Breve la cerimonia all’aeroporto; la Messa al campo, celebrata dal cappellano capitano Gentile; brevi, elevate parole dell’Arcivescovo di Udine mons. Zaffonato; lettura di un messaggio del capo di S. A. dell’Aeronautica gen. Napoli, fatta dal comandante dell’aereobase, col. Gon, triestino. Presenti il generale Sangiorgrio, della Brigata alpina «Julia», il gen. Rossi, comandante della fanteria della «Mantova», numerosi ufficiali dì tutte le Armi, le autorità di Udine, con il viceprefetto dott. Piva e il vicesindaco ing. Gaggia. Ai lati dell’altare, due aviogetti Fiat G 91, atterrati poco prima ai margini della pista.
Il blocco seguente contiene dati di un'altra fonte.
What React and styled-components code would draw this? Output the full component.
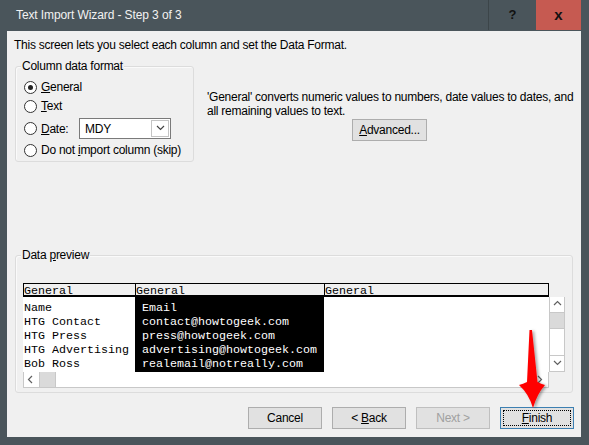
import React from "react";
import styled, { createGlobalStyle } from "styled-components";

const GlobalStyle = createGlobalStyle`
  html, body {
    margin: 0;
    padding: 0;
    background: #4a555b;
  }
  * {
    box-sizing: border-box;
  }
`;

const ui = `"Liberation Sans", Arial, sans-serif`;
const mono = `"Liberation Mono", "Courier New", monospace`;

const Window = styled.div`
  position: relative;
  width: 589px;
  height: 445px;
  background: #4a555b;
  display: flex;
  flex-direction: column;
  font-family: ${ui};
  font-size: 12px;
  color: #000;
  overflow: hidden;
`;

const TitleBar = styled.div`
  height: 30px;
  display: flex;
  align-items: stretch;
  margin-right: 8px;
`;

const Title = styled.div`
  flex: 1;
  padding-left: 16px;
  display: flex;
  align-items: center;
  color: #f2f2f2;
  font-size: 12px;
  letter-spacing: -0.1px;
`;

const CaptionButton = styled.div`
  width: ${(p) => p.$w}px;
  display: flex;
  align-items: center;
  justify-content: center;
  background: ${(p) => (p.$close ? "#c65a51" : "transparent")};
  border-left: ${(p) => (p.$close ? "none" : "1px solid #3c4549")};
  font-weight: bold;
  font-size: ${(p) => (p.$close ? 15 : 13)}px;
  color: #111;
  padding-bottom: 2px;
`;

const Body = styled.div`
  margin: 1px 8px 8px 7px;
  height: 406px;
  background: #f0f0f0;
  display: flex;
  flex-direction: column;
  letter-spacing: -0.25px;
`;

const Intro = styled.div`
  margin-top: 7px;
  padding-left: 7px;
  line-height: 14px;
  height: 14px;
`;

const TopRow = styled.div`
  margin-top: 14px;
  display: flex;
  align-items: flex-start;
`;

const GroupBox = styled.div`
  position: relative;
  flex-shrink: 0;
  margin-left: 8px;
  width: ${(p) => p.$w}px;
  height: ${(p) => p.$h}px;
  border: 1px solid #dcdcdc;
  border-radius: 3px;
  box-shadow: inset 1px 1px 0 #fafafa;
  padding: ${(p) => p.$pad};
`;

const Legend = styled.span`
  position: absolute;
  left: 5px;
  top: -8px;
  padding: 0 1px;
  line-height: 14px;
  background: #f0f0f0;
`;

const OptionRow = styled.div`
  display: flex;
  align-items: center;
  height: ${(p) => p.$h || 14}px;
  margin-top: ${(p) => p.$mt || 0}px;
`;

const Radio = styled.span`
  width: 13px;
  height: 13px;
  border-radius: 50%;
  border: 1px solid #333;
  background: #fff;
  display: flex;
  align-items: center;
  justify-content: center;
  margin-right: 4px;
  flex-shrink: 0;

  &::after {
    content: "";
    display: ${(p) => (p.$checked ? "block" : "none")};
    width: 5px;
    height: 5px;
    border-radius: 50%;
    background: #222;
  }
`;

const OptionLabel = styled.span`
  width: ${(p) => (p.$w ? `${p.$w}px` : "auto")};
  white-space: nowrap;
  line-height: 14px;
`;

const Combo = styled.div`
  width: 92px;
  height: 21px;
  border: 1px solid #7a7a7a;
  background: #fff;
  display: flex;
  align-items: stretch;
`;

const ComboValue = styled.span`
  flex: 1;
  padding-left: 5px;
  display: flex;
  align-items: center;
`;

const ComboButton = styled.span`
  width: 18px;
  margin: 1px;
  border: 1px solid #c4c4c4;
  display: flex;
  align-items: center;
  justify-content: center;
`;

const Description = styled.div`
  margin-left: 13px;
  margin-top: 24px;
  display: flex;
  flex-direction: column;
`;

const DescText = styled.div`
  line-height: 14px;
  white-space: nowrap;
`;

const Button = styled.div`
  width: ${(p) => p.$w || 74}px;
  height: 22px;
  margin-left: ${(p) => p.$ml || 0}px;
  margin-top: ${(p) => p.$mt || 0}px;
  display: flex;
  align-items: center;
  justify-content: center;
  position: relative;
  background: #e1e1e1;
  border: 1px solid ${(p) => (p.$focus ? "#3c7fb1" : p.$disabled ? "#bfbfbf" : "#adadad")};
  color: ${(p) => (p.$disabled ? "#a0a0a0" : "#000")};
  padding-bottom: 1px;

  &::after {
    content: "";
    display: ${(p) => (p.$focus ? "block" : "none")};
    position: absolute;
    inset: 2px;
    border: 1px dotted #000;
  }
`;

const PreviewGroup = styled(GroupBox)`
  margin-top: 93px;
`;

const Preview = styled.div`
  display: grid;
  grid-template-columns: 526px 16px;
  grid-template-rows: 14px 75px 16px;
  letter-spacing: 0;
`;

const HeaderRow = styled.div`
  display: flex;
  border: 1px solid #000;
  border-bottom: 2px solid #000;
  background: #f0f0f0;
`;

const HeaderCell = styled.div`
  width: ${(p) => (p.$w ? `${p.$w}px` : "auto")};
  flex: ${(p) => (p.$w ? "none" : 1)};
  border-left: ${(p) => (p.$first ? "none" : "1px solid #000")};
  font-family: ${mono};
  font-size: 11.67px;
  line-height: 13px;
  height: 11px;
  padding-top: 1px;
`;

const CornerBlank = styled.div``;

const DataArea = styled.div`
  display: flex;
  background: #fff;
  overflow: hidden;
`;

const DataColumn = styled.div`
  width: ${(p) => (p.$w ? `${p.$w}px` : "auto")};
  flex: ${(p) => (p.$w ? "none" : 1)};
  background: ${(p) => (p.$selected ? "#000" : "#fff")};
  color: ${(p) => (p.$selected ? "#fff" : "#000")};
  padding: 4px 0 0 ${(p) => p.$pl || 0}px;
  font-family: ${mono};
  font-size: 11.67px;
  line-height: 14px;
  white-space: pre;
  overflow: hidden;
`;

const VScroll = styled.div`
  display: flex;
  flex-direction: column;
  background: #fff;
  border: 1px solid #c8c8c8;
  border-top: none;
`;

const ScrollBox = styled.div`
  width: ${(p) => (p.$horizontal ? "16px" : "auto")};
  height: ${(p) => (p.$horizontal ? "auto" : "16px")};
  background: ${(p) => (p.$thumb ? "#dadada" : "#fff")};
  border-${(p) => (p.$horizontal ? "right" : "bottom")}: 1px solid #c8c8c8;
  display: flex;
  align-items: center;
  justify-content: center;
  flex-shrink: 0;
`;

const ScrollTrack = styled.div`
  flex: 1;
`;

const HScroll = styled.div`
  display: flex;
  background: #fff;
  border: 1px solid #c8c8c8;
  border-top: none;
`;

const ScrollEnd = styled(ScrollBox)`
  border-right: none;
  border-bottom: none;
  border-${(p) => (p.$horizontal ? "left" : "top")}: 1px solid #c8c8c8;
`;

const ButtonRow = styled.div`
  margin-top: 14px;
  padding-right: 7px;
  display: flex;
  justify-content: flex-end;
  gap: 10px;
`;

const ArrowOverlay = styled.svg`
  position: absolute;
  left: 510px;
  top: 325px;
  pointer-events: none;
`;

const Chevron = ({ dir, color = "#606060" }) => {
  const pts = {
    up: "1,5 4.5,1.5 8,5",
    down: "1,2 4.5,5.5 8,2",
    left: "5,1 1.5,4.5 5,8",
    right: "2,1 5.5,4.5 2,8",
  }[dir];
  return (
    <svg width="9" height="9" viewBox="0 0 9 9">
      <polyline points={pts} fill="none" stroke={color} strokeWidth="1.2" />
    </svg>
  );
};

const col1 = ["Name", "HTG Contact", "HTG Press", "HTG Advertising", "Bob Ross"];
const col2 = [
  "Email",
  "contact@howtogeek.com",
  "press@howtogeek.com",
  "advertising@howtogeek.com",
  "realemail@notreally.com",
];

export default function App() {
  return (
    <>
      <GlobalStyle />
      <Window>
        <TitleBar>
          <Title>Text Import Wizard - Step 3 of 3</Title>
          <CaptionButton $w={48}>?</CaptionButton>
          <CaptionButton $w={45} $close>
            x
          </CaptionButton>
        </TitleBar>
        <Body>
          <Intro>This screen lets you select each column and set the Data Format.</Intro>
          <TopRow>
            <GroupBox $w={179} $h={96} $pad="13px 0 0 8px">
              <Legend>Column data format</Legend>
              <OptionRow>
                <Radio $checked />
                <OptionLabel>
                  <u>G</u>eneral
                </OptionLabel>
              </OptionRow>
              <OptionRow $mt={5}>
                <Radio />
                <OptionLabel>
                  <u>T</u>ext
                </OptionLabel>
              </OptionRow>
              <OptionRow $mt={5} $h={21}>
                <Radio />
                <OptionLabel $w={38}>
                  <u>D</u>ate:
                </OptionLabel>
                <Combo>
                  <ComboValue>MDY</ComboValue>
                  <ComboButton>
                    <Chevron dir="down" color="#444" />
                  </ComboButton>
                </Combo>
              </OptionRow>
              <OptionRow $mt={4}>
                <Radio />
                <OptionLabel>
                  Do not <u>i</u>mport column (skip)
                </OptionLabel>
              </OptionRow>
            </GroupBox>
            <Description>
              <DescText>'General' converts numeric values to numbers, date values to dates, and</DescText>
              <DescText>all remaining values to text.</DescText>
              <Button $w={75} $ml={145} $mt={1}>
                <span>
                  <u>A</u>dvanced...
                </span>
              </Button>
            </Description>
          </TopRow>
          <PreviewGroup $w={558} $h={138} $pad="27px 0 0 7px">
            <Legend>
              Data <u>p</u>review
            </Legend>
            <Preview>
              <HeaderRow>
                <HeaderCell $w={111} $first>
                  General
                </HeaderCell>
                <HeaderCell $w={189}>General</HeaderCell>
                <HeaderCell>General</HeaderCell>
              </HeaderRow>
              <CornerBlank />
              <DataArea>
                <DataColumn $w={112} $pl={1}>
                  {col1.join("\n")}
                </DataColumn>
                <DataColumn $w={189} $pl={7} $selected>
                  {col2.join("\n")}
                </DataColumn>
                <DataColumn />
              </DataArea>
              <VScroll>
                <ScrollBox>
                  <Chevron dir="up" />
                </ScrollBox>
                <ScrollBox $thumb />
                <ScrollTrack />
                <ScrollEnd>
                  <Chevron dir="down" />
                </ScrollEnd>
              </VScroll>
              <HScroll>
                <ScrollBox $horizontal>
                  <Chevron dir="left" />
                </ScrollBox>
                <ScrollBox $horizontal $thumb />
                <ScrollTrack />
                <ScrollEnd $horizontal>
                  <Chevron dir="right" />
                </ScrollEnd>
              </HScroll>
              <CornerBlank />
            </Preview>
          </PreviewGroup>
          <ButtonRow>
            <Button>Cancel</Button>
            <Button>
              <span>
                &lt; <u>B</u>ack
              </span>
            </Button>
            <Button $disabled>Next &gt;</Button>
            <Button $focus>
              <span>
                <u>F</u>inish
              </span>
            </Button>
          </ButtonRow>
        </Body>
        <ArrowOverlay width="45" height="90" viewBox="510 325 45 90">
          <defs>
            <filter id="shadow" x="-50%" y="-20%" width="200%" height="150%">
              <feDropShadow dx="2" dy="1" stdDeviation="1.5" floodColor="#000" floodOpacity="0.35" />
            </filter>
          </defs>
          <path
            d="M529.5,330 L532,330 L537.5,382 Q541,384 545,385 Q537,394 533,408 Q529,394 519,385 Q523,384 527,382 Z"
            fill="#ff0000"
            filter="url(#shadow)"
          />
        </ArrowOverlay>
      </Window>
    </>
  );
}
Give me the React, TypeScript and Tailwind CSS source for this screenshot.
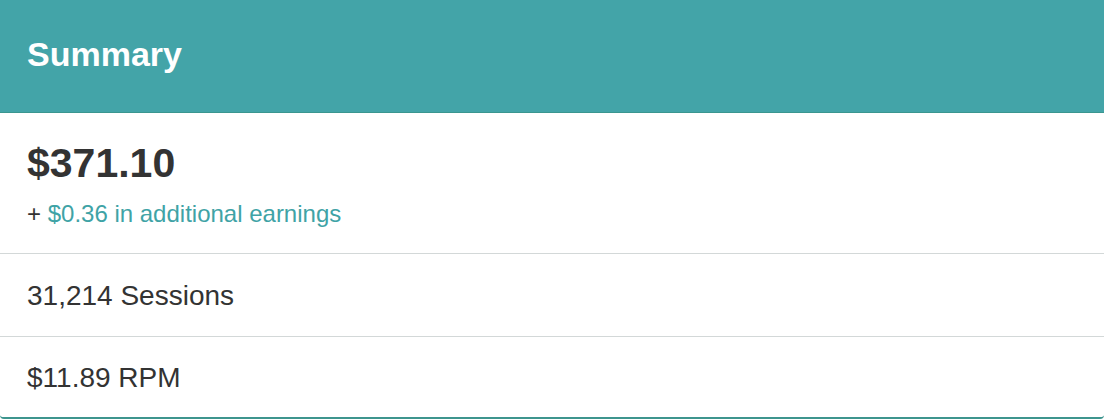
export default function App() {
  return (
    <div className="w-[1104px] h-[420px] bg-white" style={{ fontFamily: '"Liberation Sans", Arial, sans-serif' }}>
      <div className="border-b-2 border-[#3d958e] rounded-b-[4px] overflow-hidden">
        {/* Header */}
        <div className="h-[113px] bg-[#43a4a8] border-b border-[#3a968f] px-[27px] pt-[37px]">
          <h2 className="text-[34px] leading-none font-bold text-white">Summary</h2>
        </div>

        {/* Earnings */}
        <div className="h-[141px] border-b border-[#d3d8d8] px-[27px] pt-[30px]">
          <div className="text-[41px] leading-none font-bold text-[#333]">$371.10</div>
          <div className="mt-[18px] text-[24px] leading-none text-[#333]">
            + <span className="text-[#3fa3a6]">$0.36 in additional earnings</span>
          </div>
        </div>

        <div className="h-[83px] border-b border-[#d3d8d8] px-[27px] pt-[28px]">
          <div className="text-[28px] leading-none text-[#333]">31,214 Sessions</div>
        </div>

        <div className="h-[80px] px-[27px] pt-[27px]">
          <div className="text-[28px] leading-none text-[#333]">$11.89 RPM</div>
        </div>
      </div>
    </div>
  );
}
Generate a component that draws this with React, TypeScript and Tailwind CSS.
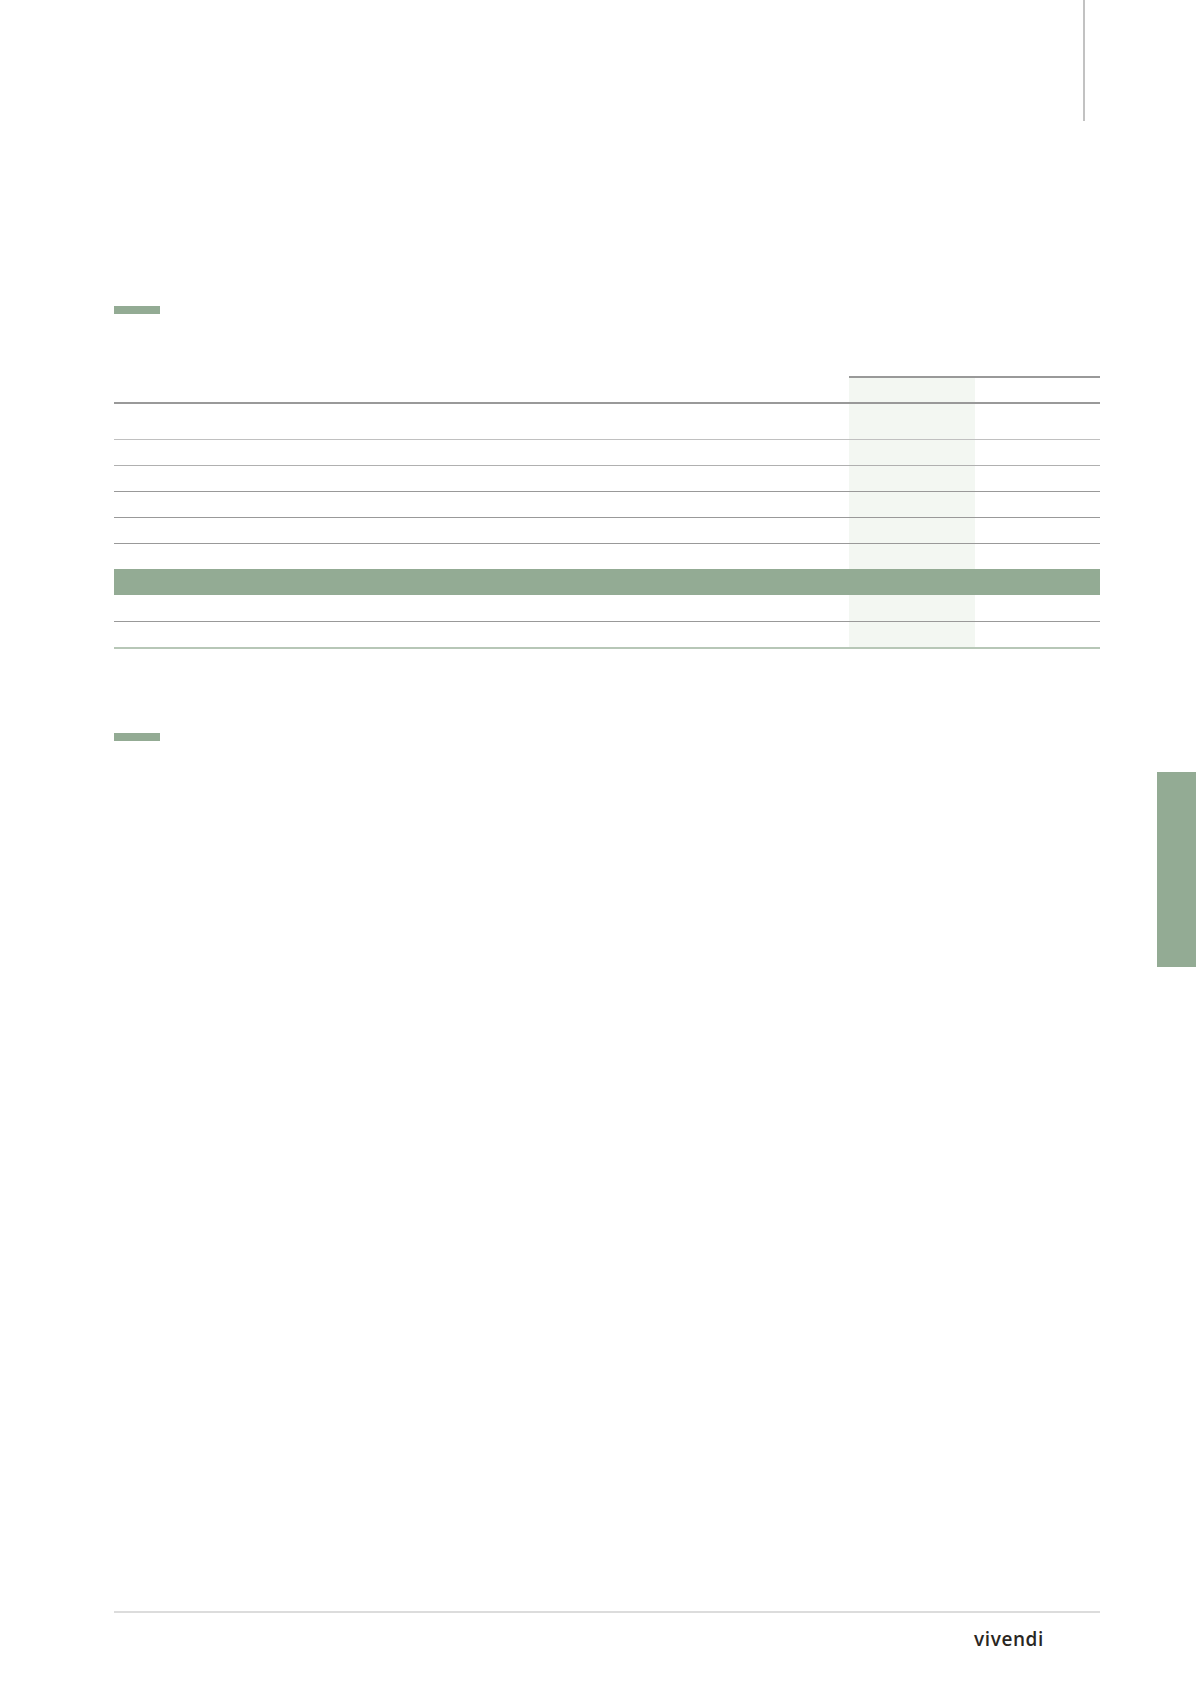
import React from "react";

const cols = "grid grid-cols-[672px_63px_126px_125px]";

function Row({
  h,
  border,
}: {
  h: string;
  border: string;
}) {
  return (
    <div className={cols}>
      <div className={`${h} ${border}`} />
      <div className={`${h} ${border}`} />
      <div className={`${h} ${border} bg-[#f3f7f2]`} />
      <div className={`${h} ${border}`} />
    </div>
  );
}

export default function App() {
  return (
    <div className="w-[1196px] h-[1692px] bg-white overflow-hidden" style={{ fontFamily: "'Open Sans', 'Liberation Sans', sans-serif" }}>
      {/* top vertical rule */}
      <div className="ml-[1083px] w-[2px] h-[121px] bg-[#c2c2c2]" />

      {/* section marker 1 */}
      <div className="ml-[114px] mt-[185px] w-[46px] h-[8px] bg-[#93ab94]" />

      {/* table */}
      <div className="ml-[114px] mt-[62px] w-[986px] flex flex-col">
        {/* header */}
        <div className={cols}>
          <div className="h-[28px] pt-[2px] border-b-2 border-[#999999]" />
          <div className="h-[28px] pt-[2px] border-b-2 border-[#999999]" />
          <div className="h-[28px] border-t-2 border-b-2 border-[#999999] bg-[#f3f7f2]" />
          <div className="h-[28px] border-t-2 border-b-2 border-[#999999]" />
        </div>
        <Row h="h-[36px]" border="border-b border-[#c0c0c0]" />
        <Row h="h-[26px]" border="border-b border-[#b0b0b0]" />
        <Row h="h-[26px]" border="border-b border-[#999999]" />
        <Row h="h-[26px]" border="border-b border-[#999999]" />
        <Row h="h-[26px]" border="border-b border-[#999999]" />
        <Row h="h-[25px]" border="" />
        <div className="h-[26px] bg-[#93ab94]" />
        <Row h="h-[27px]" border="border-b border-[#999999]" />
        <Row h="h-[27px]" border="border-b-2 border-[#b7c7b7]" />
      </div>

      {/* section marker 2 */}
      <div className="ml-[114px] mt-[84px] w-[46px] h-[8px] bg-[#93ab94]" />

      {/* side tab */}
      <div className="mt-[31px] flex justify-end">
        <div className="w-[39px] h-[195px] bg-[#93ab94]" />
      </div>

      {/* footer */}
      <div className="ml-[114px] mt-[644px] w-[986px] h-[2px] bg-[#dcdcdc]" />
      <div className="ml-[974px] mt-[17px] text-[19px] leading-[19px] font-semibold tracking-[0.6px] text-[#2a2622]">
        vivendi
      </div>
    </div>
  );
}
Sulle ultime parole della «Preghiera dell’aviatore» letta dal cappellano dell’Aeronautica calò un rombo: stavano arrivando da Rivolto gli aviogetti F 84 della Pattuglia acrobatica nazionale. Il cielo terso e levigato, da endecasillabo amoroso, li attendeva come un palcoscenico di un’altra dimensione. Furono presto al sommo del campo, elegantissimi, distanziati come su una scacchiera millimetrata: passarono dapprima simili a uno stormo di rondini in volo di migrazione; poi attaccarono la loro sarabanda. Un violinista diabolico che suona sulle cinque corde, poi le rompe una a una, e sull’ultima scatena un furore di suoni. Era Il momento della «bomba»: un brivido per tutti, vecchi e giovani. Disse un anziano pilota: «L’Italia che celebra I cento anni, qui ne ha venti».